The AIC (Italian Footballer’s Association) today announced plans to strike on the weekend of September 25-26 to protest plans by the presidents of Serie A’s clubs to limit the discretion of players in transfer dealings.
The statement, delivered by Milan’s Massimo Oddo, stated ‘The AIC, in accordance with the players of Serie A, has decided not to take to the field for the fifth round of matches of the Serie A season on September 25th and 26th in protest at the introduction of the new contractual rules.’

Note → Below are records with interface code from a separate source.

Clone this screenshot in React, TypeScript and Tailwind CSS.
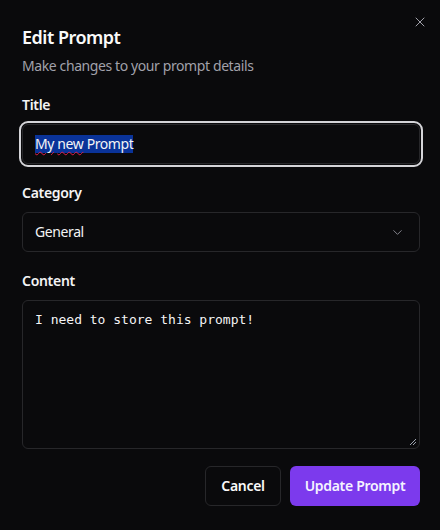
import { X, ChevronDown } from "lucide-react";

const Label = ({ children }: { children: string }) => (
  <label className="block text-sm font-semibold leading-5 tracking-[-0.3px] text-[#f4f4f5]">
    {children}
  </label>
);

export default function App() {
  return (
    <div className="relative w-[440px] h-[530px] bg-[#0a0a0c] pl-[22px] pr-[20px] pt-[23px] font-['Noto_Sans',sans-serif] text-[#fafafa] overflow-hidden">
      <button className="absolute right-[12px] top-[14px] text-[#a1a1aa]">
        <X size={16} strokeWidth={1.5} />
      </button>

      <h2 className="text-lg font-semibold leading-7 tracking-[-0.5px]">Edit Prompt</h2>
      <p className="mt-[5px] text-sm leading-5 tracking-[-0.4px] text-[#a1a1aa]">
        Make changes to your prompt details
      </p>

      <div className="mt-[19px]">
        <Label>Title</Label>
        <div className="mt-[9px] h-10 w-full rounded-md border border-[#27272a] bg-[#0a0a0c] px-3 flex items-center outline-2 outline-offset-1 outline-[#d4d4d8]">
          <span className="text-sm leading-[18px] tracking-[-0.4px] bg-[#0a3399] text-[#f4f4f5]">
            <span className="underline decoration-wavy decoration-[#e11d48] decoration-1 underline-offset-2">My</span>{" "}
            <span className="underline decoration-wavy decoration-[#e11d48] decoration-1 underline-offset-2">new</span>{" "}
            Prompt
          </span>
        </div>
      </div>

      <div className="mt-[19px]">
        <Label>Category</Label>
        <div className="mt-[9px] h-10 w-full rounded-md border border-[#27272a] px-3 flex items-center justify-between">
          <span className="text-sm tracking-[-0.4px] text-[#f4f4f5]">General</span>
          <ChevronDown size={15} strokeWidth={1.5} className="text-[#8a8a93] mr-[2px]" />
        </div>
      </div>

      <div className="mt-[19px]">
        <Label>Content</Label>
        <div className="relative mt-[9px] h-[149px] w-full rounded-md border border-[#27272a] px-3 pt-[5px]">
          <span className="font-['DejaVu_Sans_Mono',monospace] text-[13px] leading-5 text-[#f4f4f5]">
            I need to store this prompt!
          </span>
          <svg className="absolute right-[2px] bottom-[2px]" width="8" height="8" viewBox="0 0 8 8">
            <path d="M7 1L1 7M7 4L4 7" stroke="#9ca3af" strokeWidth="1" />
          </svg>
        </div>
      </div>

      <div className="mt-[17px] flex justify-end gap-[9px]">
        <button className="h-10 w-[76px] rounded-md border border-[#27272a] text-sm font-semibold tracking-[-0.3px] text-[#fafafa]">
          Cancel
        </button>
        <button className="h-10 w-[130px] rounded-md bg-[#7c3aed] text-sm font-semibold tracking-[-0.3px] text-[#f5f3ff]">
          Update Prompt
        </button>
      </div>
    </div>
  );
}
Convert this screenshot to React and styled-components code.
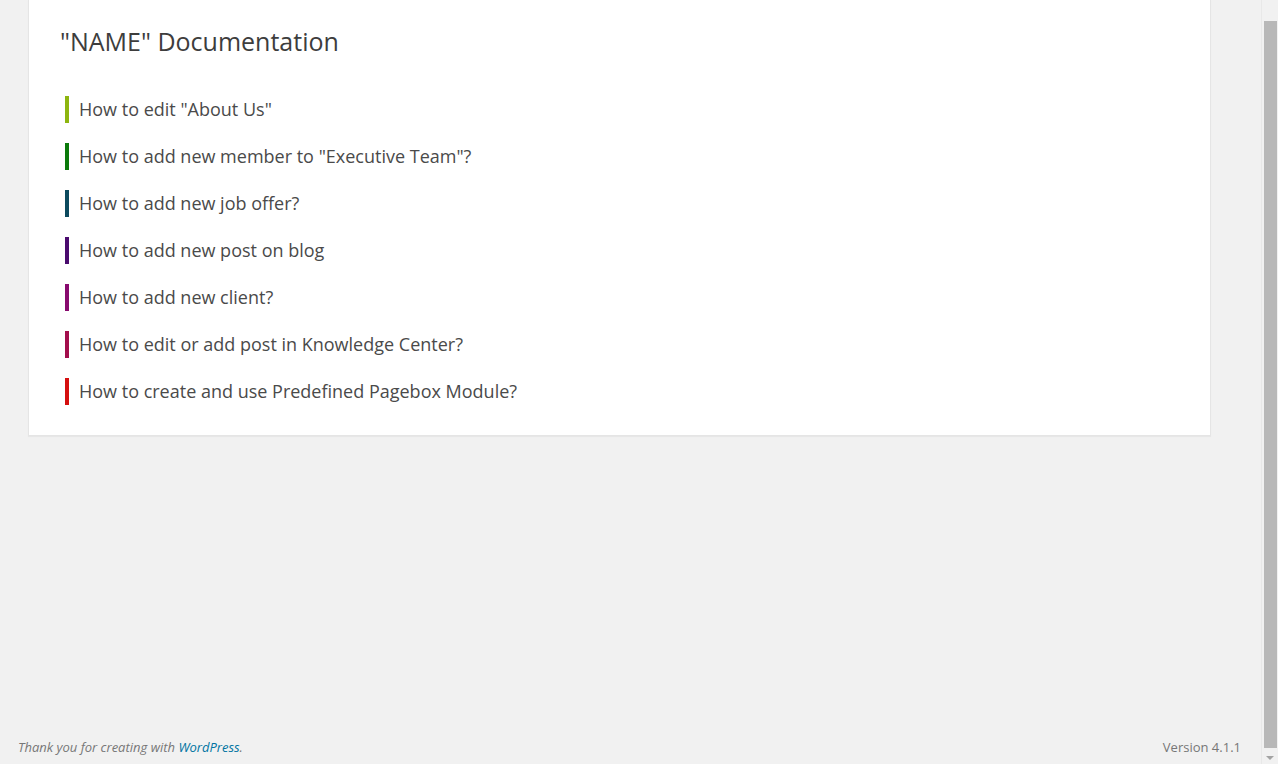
import React from "react";
import styled, { createGlobalStyle } from "styled-components";

const items = [
  { title: 'How to edit "About Us"', color: "#8db50f" },
  { title: 'How to add new member to "Executive Team"?', color: "#0b7a0b" },
  { title: "How to add new job offer?", color: "#0c4a5e" },
  { title: "How to add new post on blog", color: "#4a0b6e" },
  { title: "How to add new client?", color: "#880a6e" },
  { title: "How to edit or add post in Knowledge Center?", color: "#a30e4c" },
  { title: "How to create and use Predefined Pagebox Module?", color: "#d50f0f" },
];

const App = () => {
  return (
    <Page>
      <GlobalStyle />
      <Main>
        <Card>
          <Title>"NAME" Documentation</Title>
          <List>
            {items.map((item, index) => (
              <Item key={index} $color={item.color}>
                <a href="#">{item.title}</a>
              </Item>
            ))}
          </List>
        </Card>
        <Footer>
          <Thanks>
            Thank you for creating with <a href="#">WordPress</a>.
          </Thanks>
          <Version>Version 4.1.1</Version>
        </Footer>
      </Main>
      <Scrollbar>
        <Thumb />
        <Arrow />
      </Scrollbar>
    </Page>
  );
};

export default App;

const GlobalStyle = createGlobalStyle`
  html, body {
    margin: 0;
    padding: 0;
    background: #f1f1f1;
    overflow: hidden;
  }
  body {
    font-family: "Open Sans", "Liberation Sans", sans-serif;
    color: #444;
  }
`;

const Page = styled.div`
  display: flex;
  height: 764px;
  width: 1278px;
`;

const Main = styled.div`
  flex: 1;
  display: flex;
  flex-direction: column;
`;

const Card = styled.div`
  margin: 0 50px 0 28px;
  padding: 0 30px 30px 31px;
  background: #fff;
  box-shadow: 0 1px 1px rgba(0, 0, 0, 0.04);
  border: 1px solid #e5e5e5;
  border-top: none;
`;

const Title = styled.h2`
  margin: 0;
  padding: 24px 0 0;
  font-size: 25px;
  font-weight: 400;
  line-height: 34px;
  color: #3d3d3d;
`;

const List = styled.ul`
  list-style: none;
  margin: 38px 0 0;
  padding: 0 0 0 5px;
`;

const Item = styled.li`
  margin: 0 0 20px;
  border-left: 4px solid ${(p) => p.$color};
  padding-left: 10px;
  height: 27px;
  line-height: 27px;
  font-size: 18px;

  &:last-child {
    margin-bottom: 0;
  }

  a {
    color: #4a4a4a;
    text-decoration: none;
  }
`;

const Footer = styled.div`
  margin-top: auto;
  display: flex;
  justify-content: space-between;
  align-items: center;
  padding: 0 20px 7px 18px;
  font-size: 13px;
  line-height: 20px;
  color: #777;
`;

const Thanks = styled.span`
  font-style: italic;

  a {
    color: #0074a2;
    text-decoration: none;
  }
`;

const Version = styled.span``;

const Scrollbar = styled.div`
  width: 17px;
  position: relative;
  background: #f1f1f1;
  border-left: 1px solid #e8e8e8;
  box-sizing: border-box;
`;

const Thumb = styled.div`
  position: absolute;
  top: 21px;
  left: 2px;
  width: 13px;
  height: 727px;
  background: #b8b8b8;
`;

const Arrow = styled.div`
  position: absolute;
  bottom: 4px;
  left: 4px;
  width: 0;
  height: 0;
  border-left: 4px solid transparent;
  border-right: 4px solid transparent;
  border-top: 4px solid #a3a3a3;
`;
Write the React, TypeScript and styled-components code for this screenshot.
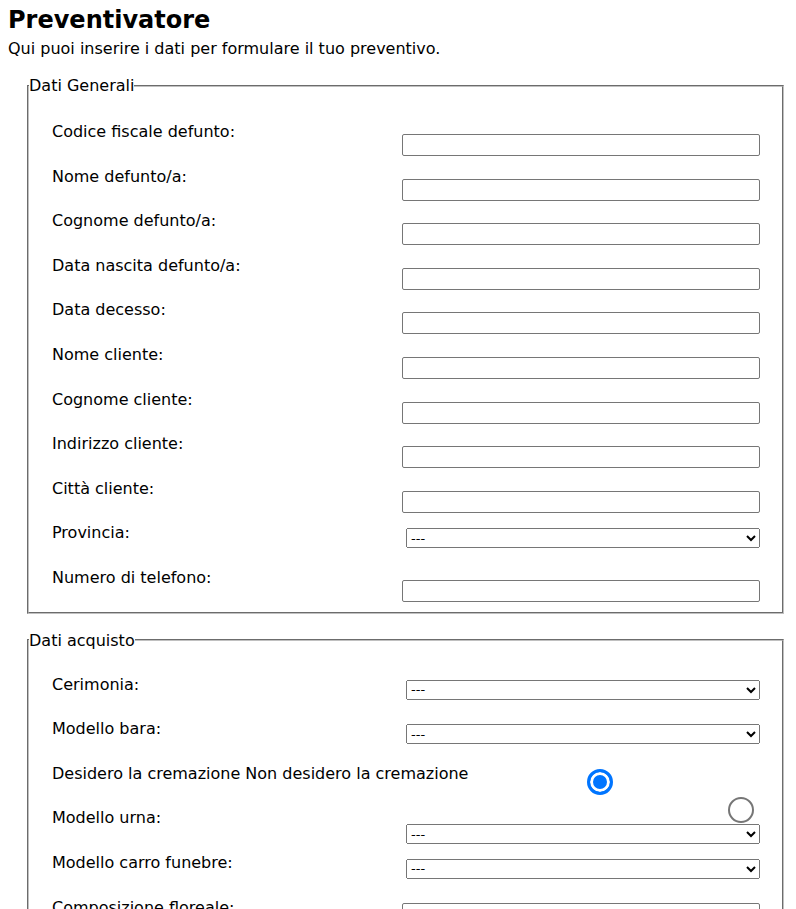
import styled, { createGlobalStyle } from "styled-components";

const GlobalStyle = createGlobalStyle`
  body {
    margin: 6px 8px 8px;
    font-family: "DejaVu Sans", Verdana, sans-serif;
    font-size: 16px;
    color: #000;
    background: #fff;
  }
`;

const Title = styled.h2`
  margin: 0;
  font-size: 24px;
  font-weight: bold;
`;

const Intro = styled.p`
  margin: 5px 0 0;
`;

const Fieldset = styled.fieldset<{ $top?: number }>`
  margin: ${(p) => p.$top ?? 18}px 4px 0 19px;
  padding: 0;
  border: 2px groove #c0c0c0;
`;

const Legend = styled.legend`
  padding: 0;
`;

const Fields = styled.div<{ $top?: number }>`
  padding: ${(p) => p.$top ?? 26}px 22px 0 23px;
`;

const Row = styled.div`
  display: grid;
  grid-template-columns: minmax(0, 1fr) 358px;
  height: 44.6px;
  align-items: start;
`;

const Label = styled.label`
  padding-top: 2px;
  line-height: 18.6px;
  white-space: nowrap;
`;

const TextInput = styled.input<{ $offset?: number }>`
  box-sizing: border-box;
  width: 358px;
  height: 22px;
  margin: ${(p) => p.$offset ?? 13}px 0 0;
  border: 1px solid #767676;
  border-radius: 2px;
  font: 13px "DejaVu Sans", sans-serif;
`;

const Select = styled.select<{ $offset?: number }>`
  box-sizing: border-box;
  width: 354px;
  height: 20px;
  margin: ${(p) => p.$offset ?? 6}px 0 0 4px;
  font: 13px "DejaVu Sans", sans-serif;
`;

const RadioCol = styled.div`
  display: flex;
  flex-direction: column;
  height: 20px;
  margin-top: 6px;
`;

const Radio = styled.input<{ $left: number }>`
  appearance: none;
  flex-shrink: 0;
  box-sizing: border-box;
  width: 26px;
  height: 26px;
  margin: 0 0 2px ${(p) => p.$left}px;
  border: 2px solid #767676;
  border-radius: 50%;
  background: #fff;

  &:checked {
    border: 3px solid #0075ff;
    background: #0075ff;
    box-shadow: inset 0 0 0 3px #fff;
  }
`;

type Field = { label: string; kind: "text" | "select"; offset?: number };

const generali: Field[] = [
  { label: "Codice fiscale defunto:", kind: "text" },
  { label: "Nome defunto/a:", kind: "text" },
  { label: "Cognome defunto/a:", kind: "text" },
  { label: "Data nascita defunto/a:", kind: "text" },
  { label: "Data decesso:", kind: "text" },
  { label: "Nome cliente:", kind: "text" },
  { label: "Cognome cliente:", kind: "text" },
  { label: "Indirizzo cliente:", kind: "text" },
  { label: "Città cliente:", kind: "text" },
  { label: "Provincia:", kind: "select" },
  { label: "Numero di telefono:", kind: "text" },
];

function FieldRow({ field }: { field: Field }) {
  return (
    <Row>
      <Label>{field.label}</Label>
      {field.kind === "text" ? (
        <TextInput type="text" $offset={field.offset} />
      ) : (
        <Select $offset={field.offset} defaultValue="">
          <option value="">---</option>
        </Select>
      )}
    </Row>
  );
}

export default function App() {
  return (
    <>
      <GlobalStyle />
      <Title>Preventivatore</Title>
      <Intro>Qui puoi inserire i dati per formulare il tuo preventivo.</Intro>
      <Fieldset>
        <Legend>Dati Generali</Legend>
        <Fields>
          {generali.map((f) => (
            <FieldRow key={f.label} field={f} />
          ))}
        </Fields>
      </Fieldset>
      <Fieldset $top={17}>
        <Legend>Dati acquisto</Legend>
        <Fields $top={24}>
          <FieldRow field={{ label: "Cerimonia:", kind: "select" }} />
          <FieldRow field={{ label: "Modello bara:", kind: "select" }} />
          <Row>
            <Label>Desidero la cremazione Non desidero la cremazione</Label>
            <RadioCol>
              <Radio type="radio" name="cremazione" defaultChecked $left={185} />
              <Radio type="radio" name="cremazione" $left={326} />
            </RadioCol>
          </Row>
          <FieldRow field={{ label: "Modello urna:", kind: "select", offset: 17 }} />
          <FieldRow field={{ label: "Modello carro funebre:", kind: "select", offset: 7 }} />
          <FieldRow field={{ label: "Composizione floreale:", kind: "text", offset: 6 }} />
          <FieldRow field={{ label: "Note:", kind: "text" }} />
        </Fields>
      </Fieldset>
    </>
  );
}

The proposal put forward by Serie A’s clubs stipulates that a player in the final year of his contract must accept a transfer negotiated by his club to a club of similar stature if he is assured the same remuneration at the club to which he is to be transferred. The plan, supported by the league itself, was formulated following a bid from AC Milan for Juventus’ full-back Fabio Grosso. Grosso’s decision to decline the move provoked an angry reaction from the boards of Serie A’s top clubs. Roma’s Julio Baptista is also said to have declined numerous offers having been offered to clubs by Roma’s President Rosella Sensi.
The AIC has bemoaned the attitudes of the clubs, arguing that the move violates player’s rights and reduces Serie A’s stars, in the words of Oddo, to ‘simple objects’.
Oddo’s news conference, at which he appeared alongside AC Milan teammates Clarence Seedorf and Gennaro Gattuso as well as Internazionale’s Javier Zanetti amongst others, has been described by Maurizio Beretta, the Serie A President, as ‘extreme’. Beretta continued, adding that the strike was akin to ‘coming to the table with a loaded gun and the bullet in the barrel’ and criticised the AIC for being rash in ordering the strike.
The strike will affect all Serie A fixtures on the 25th and 26th of September, most notably the highly anticipated meeting of reigning champions Internazionale and AS Roma at the Stadio Olimpico.
Many hope that the proposed action by the players may yet be avoided. Roma coach Claudio Ranieri perhaps speaking for everyone connected with Italian football when he suggested that “the parties’ intelligence prevails so this doesn’t end in a strike”.